Né à Moscou en 1952, Alexander Khodakov fait ses études de droit  à  l’Institut de relations internationales de Moscou (MGIMO). Après trois ans à MGIMO, il fait un an d’études à l’université d’Alger. En 1974 il est recruté par le Ministère des affaires étrangères de l’URSS et part en poste au Gabon. Rentré à Moscou, il intègre le département juridique du Ministère. De 1985 à  1991 il travaille  à New York au sein de la mission permanente de l’URSS auprès des Nations unies.
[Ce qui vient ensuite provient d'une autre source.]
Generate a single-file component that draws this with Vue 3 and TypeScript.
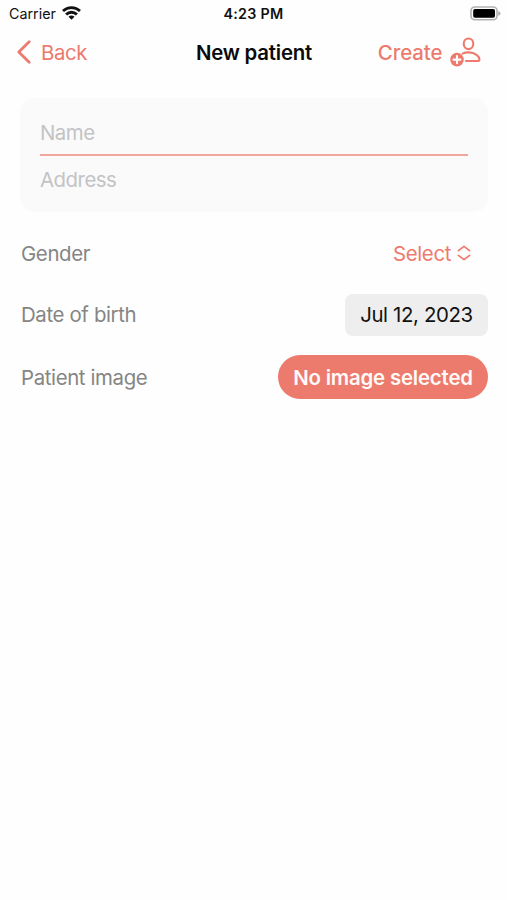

De retour à Moscou en 1991 il revient au département juridique, dont il devient directeur en 1994. Quatre ans plus tard il est nommé ambassadeur de Russie aux Pays-Bas et représentant permanent auprès de l’Organisation pour l’interdiction des armes chimiques (OIAC). En 2004 il passe au service de l’OIAC comme directeur des projets spéciaux et ensuite secrétaire des organes directifs. En 2011 il rejoint le greffe de la Cour pénale internationale et exerce pendant trois ans comme conseiller spécial pour les relations extérieures.

Depuis 2015 il vit  à La Haye, avec sa famille. Il a écrit Cuisine Diplomatique un vibrant récit des histoires inédites sur sa vie diplomatique.